** COLLECTED DATA **
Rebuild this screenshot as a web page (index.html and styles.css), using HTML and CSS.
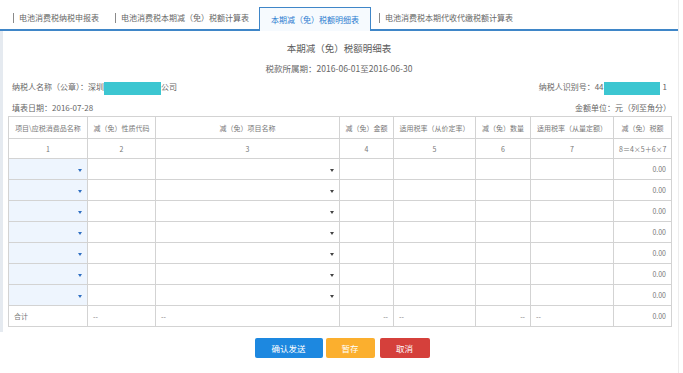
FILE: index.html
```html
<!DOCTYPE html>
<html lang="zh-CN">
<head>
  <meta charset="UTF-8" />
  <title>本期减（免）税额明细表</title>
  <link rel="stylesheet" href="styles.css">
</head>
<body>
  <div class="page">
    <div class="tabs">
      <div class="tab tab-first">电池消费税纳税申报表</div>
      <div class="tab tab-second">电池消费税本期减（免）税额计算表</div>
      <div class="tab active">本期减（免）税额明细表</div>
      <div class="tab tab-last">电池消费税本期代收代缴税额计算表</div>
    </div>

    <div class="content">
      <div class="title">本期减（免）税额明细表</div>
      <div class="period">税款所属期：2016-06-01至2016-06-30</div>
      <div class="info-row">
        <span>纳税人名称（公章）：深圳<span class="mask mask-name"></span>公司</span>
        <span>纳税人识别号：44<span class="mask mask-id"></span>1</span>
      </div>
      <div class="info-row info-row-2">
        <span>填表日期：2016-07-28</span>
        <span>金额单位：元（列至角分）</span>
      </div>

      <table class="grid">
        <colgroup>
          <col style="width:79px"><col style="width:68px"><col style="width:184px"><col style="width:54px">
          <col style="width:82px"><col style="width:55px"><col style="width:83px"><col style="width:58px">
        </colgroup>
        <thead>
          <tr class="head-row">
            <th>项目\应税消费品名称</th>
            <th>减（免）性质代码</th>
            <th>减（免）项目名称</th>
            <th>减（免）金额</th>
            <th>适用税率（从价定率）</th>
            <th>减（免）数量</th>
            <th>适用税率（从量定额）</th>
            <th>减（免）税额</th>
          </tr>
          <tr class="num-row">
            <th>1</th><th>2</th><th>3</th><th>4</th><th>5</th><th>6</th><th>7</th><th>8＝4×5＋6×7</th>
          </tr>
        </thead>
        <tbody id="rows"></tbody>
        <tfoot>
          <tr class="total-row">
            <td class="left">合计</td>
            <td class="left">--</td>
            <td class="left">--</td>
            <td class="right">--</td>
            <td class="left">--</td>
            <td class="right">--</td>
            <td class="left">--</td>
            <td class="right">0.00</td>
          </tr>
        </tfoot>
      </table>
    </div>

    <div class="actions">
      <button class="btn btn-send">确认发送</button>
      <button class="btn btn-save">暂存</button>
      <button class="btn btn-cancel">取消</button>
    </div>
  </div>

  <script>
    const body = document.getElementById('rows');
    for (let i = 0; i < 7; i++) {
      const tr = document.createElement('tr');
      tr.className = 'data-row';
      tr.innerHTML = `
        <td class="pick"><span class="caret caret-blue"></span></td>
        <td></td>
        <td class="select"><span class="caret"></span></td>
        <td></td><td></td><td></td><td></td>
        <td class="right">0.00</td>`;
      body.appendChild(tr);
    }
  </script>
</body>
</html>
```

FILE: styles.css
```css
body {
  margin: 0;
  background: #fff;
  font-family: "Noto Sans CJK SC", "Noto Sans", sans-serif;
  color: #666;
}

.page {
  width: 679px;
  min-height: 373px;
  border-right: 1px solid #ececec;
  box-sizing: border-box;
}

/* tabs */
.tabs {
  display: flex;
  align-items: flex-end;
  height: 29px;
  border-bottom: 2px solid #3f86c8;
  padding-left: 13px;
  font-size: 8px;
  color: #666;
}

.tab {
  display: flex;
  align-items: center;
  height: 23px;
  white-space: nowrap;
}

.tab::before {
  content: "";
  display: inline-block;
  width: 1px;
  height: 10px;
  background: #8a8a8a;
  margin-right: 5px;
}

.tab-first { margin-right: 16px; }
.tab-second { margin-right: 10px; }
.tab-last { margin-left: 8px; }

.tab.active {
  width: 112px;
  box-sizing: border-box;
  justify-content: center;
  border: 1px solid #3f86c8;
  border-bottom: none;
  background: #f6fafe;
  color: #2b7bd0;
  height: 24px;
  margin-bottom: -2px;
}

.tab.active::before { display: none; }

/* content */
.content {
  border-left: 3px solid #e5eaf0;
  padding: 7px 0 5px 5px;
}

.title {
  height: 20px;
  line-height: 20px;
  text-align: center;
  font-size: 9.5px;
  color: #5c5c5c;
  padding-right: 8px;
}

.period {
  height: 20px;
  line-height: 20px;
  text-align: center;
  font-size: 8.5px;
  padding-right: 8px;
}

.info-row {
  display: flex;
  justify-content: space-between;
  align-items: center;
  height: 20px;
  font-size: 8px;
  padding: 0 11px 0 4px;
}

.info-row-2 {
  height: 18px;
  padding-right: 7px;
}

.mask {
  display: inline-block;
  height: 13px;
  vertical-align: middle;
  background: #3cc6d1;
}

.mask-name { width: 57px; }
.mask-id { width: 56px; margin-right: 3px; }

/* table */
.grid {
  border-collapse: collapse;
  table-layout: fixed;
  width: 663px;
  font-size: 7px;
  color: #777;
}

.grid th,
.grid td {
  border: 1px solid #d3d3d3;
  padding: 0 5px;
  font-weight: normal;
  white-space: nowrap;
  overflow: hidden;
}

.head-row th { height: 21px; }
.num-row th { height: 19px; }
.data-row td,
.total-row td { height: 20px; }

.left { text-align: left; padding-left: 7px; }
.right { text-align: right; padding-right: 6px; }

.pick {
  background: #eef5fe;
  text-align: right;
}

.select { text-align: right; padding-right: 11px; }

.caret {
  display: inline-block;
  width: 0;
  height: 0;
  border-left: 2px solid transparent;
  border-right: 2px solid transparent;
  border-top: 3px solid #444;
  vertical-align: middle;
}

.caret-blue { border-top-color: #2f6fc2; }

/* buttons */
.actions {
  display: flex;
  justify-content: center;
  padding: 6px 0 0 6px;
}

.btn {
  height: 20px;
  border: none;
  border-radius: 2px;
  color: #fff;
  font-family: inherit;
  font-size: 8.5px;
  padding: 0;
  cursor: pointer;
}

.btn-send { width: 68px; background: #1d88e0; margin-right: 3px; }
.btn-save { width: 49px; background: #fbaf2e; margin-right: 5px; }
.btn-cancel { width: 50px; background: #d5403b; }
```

** WHAT THE TASK ASKS **
All the material shown above is to be copied exactly, with no pictures carried over.

** TASK ANSWER **
Rebuild this screenshot as a web page (index.html and styles.css), using HTML and CSS.
FILE: index.html
```html
<!DOCTYPE html>
<html lang="zh-CN">
<head>
  <meta charset="UTF-8" />
  <title>本期减（免）税额明细表</title>
  <link rel="stylesheet" href="styles.css">
</head>
<body>
  <div class="page">
    <div class="tabs">
      <div class="tab tab-first">电池消费税纳税申报表</div>
      <div class="tab tab-second">电池消费税本期减（免）税额计算表</div>
      <div class="tab active">本期减（免）税额明细表</div>
      <div class="tab tab-last">电池消费税本期代收代缴税额计算表</div>
    </div>

    <div class="content">
      <div class="title">本期减（免）税额明细表</div>
      <div class="period">税款所属期：2016-06-01至2016-06-30</div>
      <div class="info-row">
        <span>纳税人名称（公章）：深圳<span class="mask mask-name"></span>公司</span>
        <span>纳税人识别号：44<span class="mask mask-id"></span>1</span>
      </div>
      <div class="info-row info-row-2">
        <span>填表日期：2016-07-28</span>
        <span>金额单位：元（列至角分）</span>
      </div>

      <table class="grid">
        <colgroup>
          <col style="width:79px"><col style="width:68px"><col style="width:184px"><col style="width:54px">
          <col style="width:82px"><col style="width:55px"><col style="width:83px"><col style="width:58px">
        </colgroup>
        <thead>
          <tr class="head-row">
            <th>项目\应税消费品名称</th>
            <th>减（免）性质代码</th>
            <th>减（免）项目名称</th>
            <th>减（免）金额</th>
            <th>适用税率（从价定率）</th>
            <th>减（免）数量</th>
            <th>适用税率（从量定额）</th>
            <th>减（免）税额</th>
          </tr>
          <tr class="num-row">
            <th>1</th><th>2</th><th>3</th><th>4</th><th>5</th><th>6</th><th>7</th><th>8＝4×5＋6×7</th>
          </tr>
        </thead>
        <tbody id="rows"></tbody>
        <tfoot>
          <tr class="total-row">
            <td class="left">合计</td>
            <td class="left">--</td>
            <td class="left">--</td>
            <td class="right">--</td>
            <td class="left">--</td>
            <td class="right">--</td>
            <td class="left">--</td>
            <td class="right">0.00</td>
          </tr>
        </tfoot>
      </table>
    </div>

    <div class="actions">
      <button class="btn btn-send">确认发送</button>
      <button class="btn btn-save">暂存</button>
      <button class="btn btn-cancel">取消</button>
    </div>
  </div>

  <script>
    const body = document.getElementById('rows');
    for (let i = 0; i < 7; i++) {
      const tr = document.createElement('tr');
      tr.className = 'data-row';
      tr.innerHTML = `
        <td class="pick"><span class="caret caret-blue"></span></td>
        <td></td>
        <td class="select"><span class="caret"></span></td>
        <td></td><td></td><td></td><td></td>
        <td class="right">0.00</td>`;
      body.appendChild(tr);
    }
  </script>
</body>
</html>
```

FILE: styles.css
```css
body {
  margin: 0;
  background: #fff;
  font-family: "Noto Sans CJK SC", "Noto Sans", sans-serif;
  color: #666;
}

.page {
  width: 679px;
  min-height: 373px;
  border-right: 1px solid #ececec;
  box-sizing: border-box;
}

/* tabs */
.tabs {
  display: flex;
  align-items: flex-end;
  height: 29px;
  border-bottom: 2px solid #3f86c8;
  padding-left: 13px;
  font-size: 8px;
  color: #666;
}

.tab {
  display: flex;
  align-items: center;
  height: 23px;
  white-space: nowrap;
}

.tab::before {
  content: "";
  display: inline-block;
  width: 1px;
  height: 10px;
  background: #8a8a8a;
  margin-right: 5px;
}

.tab-first { margin-right: 16px; }
.tab-second { margin-right: 10px; }
.tab-last { margin-left: 8px; }

.tab.active {
  width: 112px;
  box-sizing: border-box;
  justify-content: center;
  border: 1px solid #3f86c8;
  border-bottom: none;
  background: #f6fafe;
  color: #2b7bd0;
  height: 24px;
  margin-bottom: -2px;
}

.tab.active::before { display: none; }

/* content */
.content {
  border-left: 3px solid #e5eaf0;
  padding: 7px 0 5px 5px;
}

.title {
  height: 20px;
  line-height: 20px;
  text-align: center;
  font-size: 9.5px;
  color: #5c5c5c;
  padding-right: 8px;
}

.period {
  height: 20px;
  line-height: 20px;
  text-align: center;
  font-size: 8.5px;
  padding-right: 8px;
}

.info-row {
  display: flex;
  justify-content: space-between;
  align-items: center;
  height: 20px;
  font-size: 8px;
  padding: 0 11px 0 4px;
}

.info-row-2 {
  height: 18px;
  padding-right: 7px;
}

.mask {
  display: inline-block;
  height: 13px;
  vertical-align: middle;
  background: #3cc6d1;
}

.mask-name { width: 57px; }
.mask-id { width: 56px; margin-right: 3px; }

/* table */
.grid {
  border-collapse: collapse;
  table-layout: fixed;
  width: 663px;
  font-size: 7px;
  color: #777;
}

.grid th,
.grid td {
  border: 1px solid #d3d3d3;
  padding: 0 5px;
  font-weight: normal;
  white-space: nowrap;
  overflow: hidden;
}

.head-row th { height: 21px; }
.num-row th { height: 19px; }
.data-row td,
.total-row td { height: 20px; }

.left { text-align: left; padding-left: 7px; }
.right { text-align: right; padding-right: 6px; }

.pick {
  background: #eef5fe;
  text-align: right;
}

.select { text-align: right; padding-right: 11px; }

.caret {
  display: inline-block;
  width: 0;
  height: 0;
  border-left: 2px solid transparent;
  border-right: 2px solid transparent;
  border-top: 3px solid #444;
  vertical-align: middle;
}

.caret-blue { border-top-color: #2f6fc2; }

/* buttons */
.actions {
  display: flex;
  justify-content: center;
  padding: 6px 0 0 6px;
}

.btn {
  height: 20px;
  border: none;
  border-radius: 2px;
  color: #fff;
  font-family: inherit;
  font-size: 8.5px;
  padding: 0;
  cursor: pointer;
}

.btn-send { width: 68px; background: #1d88e0; margin-right: 3px; }
.btn-save { width: 49px; background: #fbaf2e; margin-right: 5px; }
.btn-cancel { width: 50px; background: #d5403b; }
```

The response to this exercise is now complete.